Lately I've been into action scenes, the more gut-wrenching the better.

Motorcycles going 110 mph down foggy highways on the wrong side of the road. Playing chicken with semis as they flee the bad guys.

Last one was a bit tamer, 95 mph up a hill on the center yellow line trying to catch a car. That was fun, but not enough fun. So I had him pass the car, then wait in the middle of the road for it to come to him, at 95 mph. Will the driver stop in time?

Another game of chicken. Hehehe - the things we do for love, eh?

Mind you this is the extreme, my stuff is usually tamer, ever so tamer, than this. But sometimes a girl wants a walk on the wild side.

The hardest thing to write, and to have it resonate - are emotional scenes.
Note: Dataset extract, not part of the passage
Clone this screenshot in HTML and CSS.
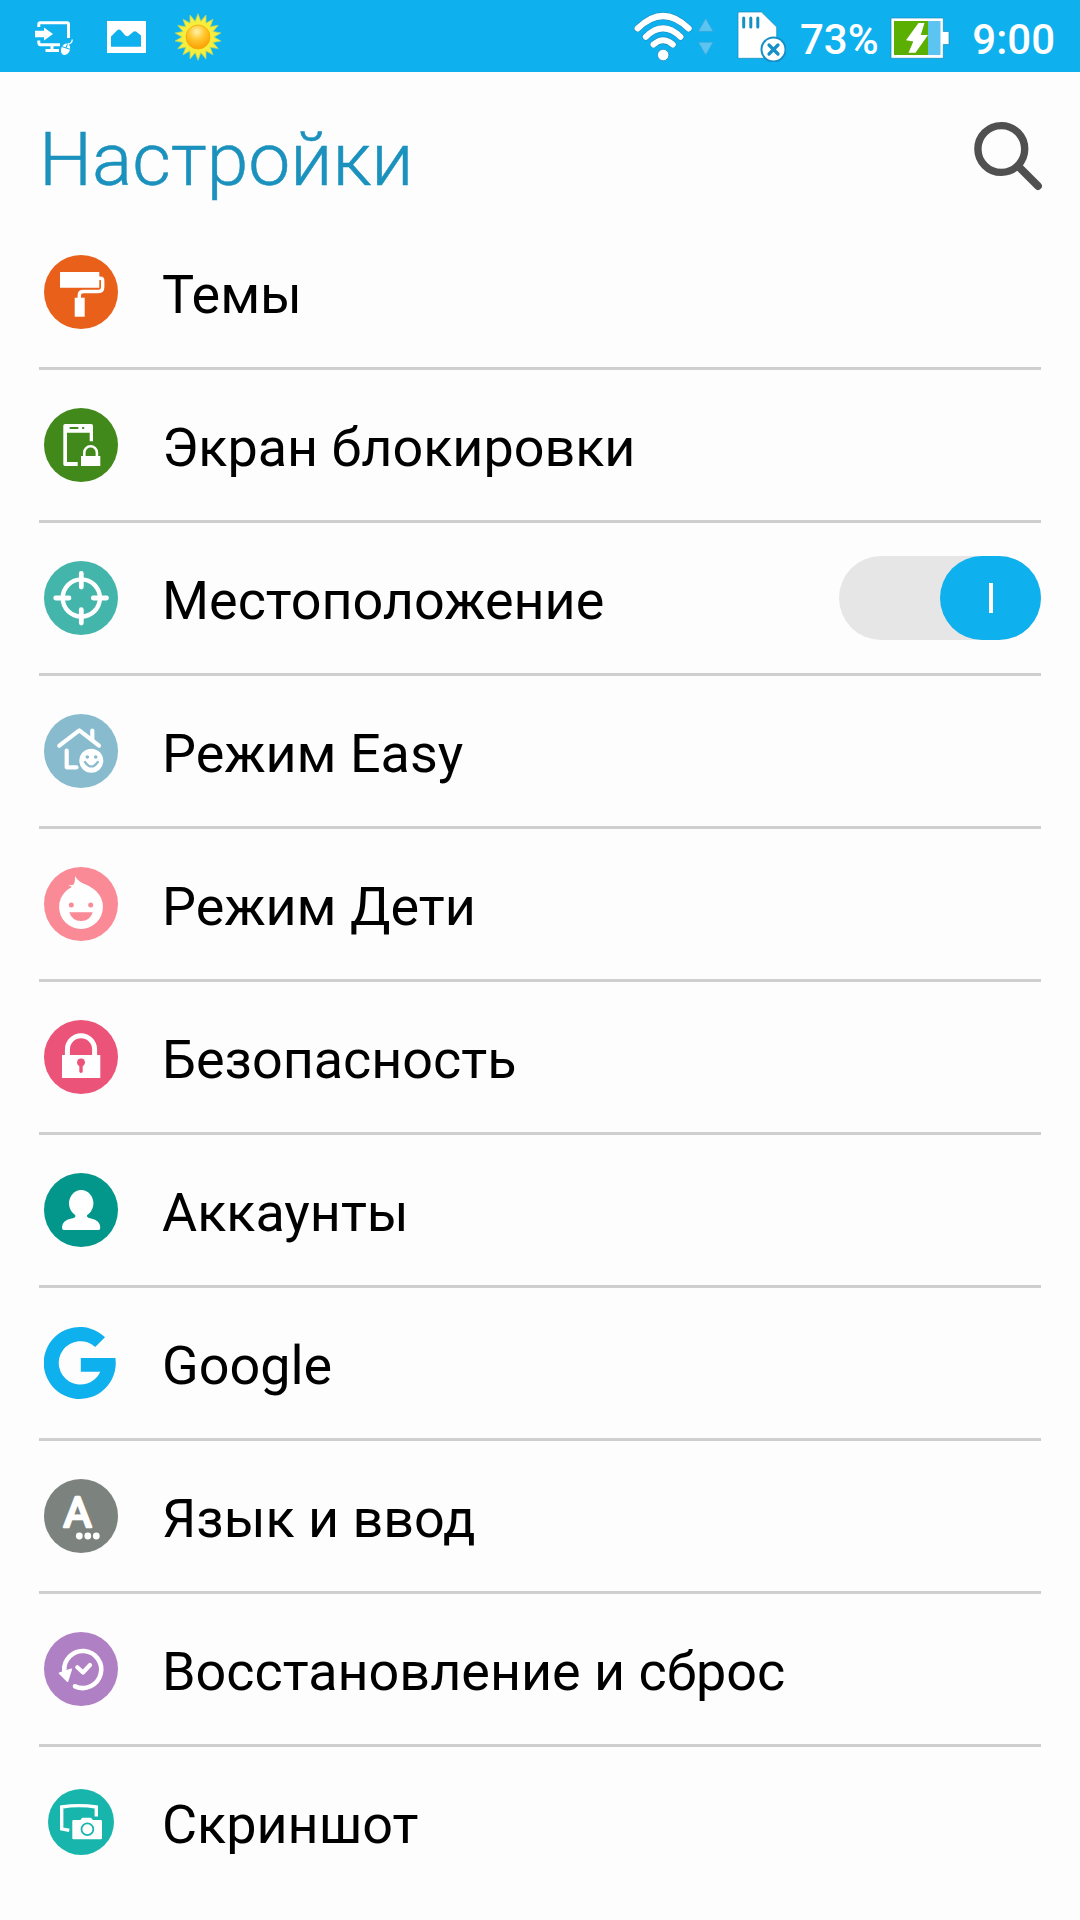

So action scenes are fun and games by comparison.

This week I experimented with a 'terror' scene - trying to capture the pure emotion of being scared into blind flight (hence the chase scene) - without the villain raising his voice. How much menace can I get across?

This paranormal/Gothic that I'm working on is taking on a depth that I didn't expect. Like a wet towel I keep twisting it a bit harder to get a bit more out of it.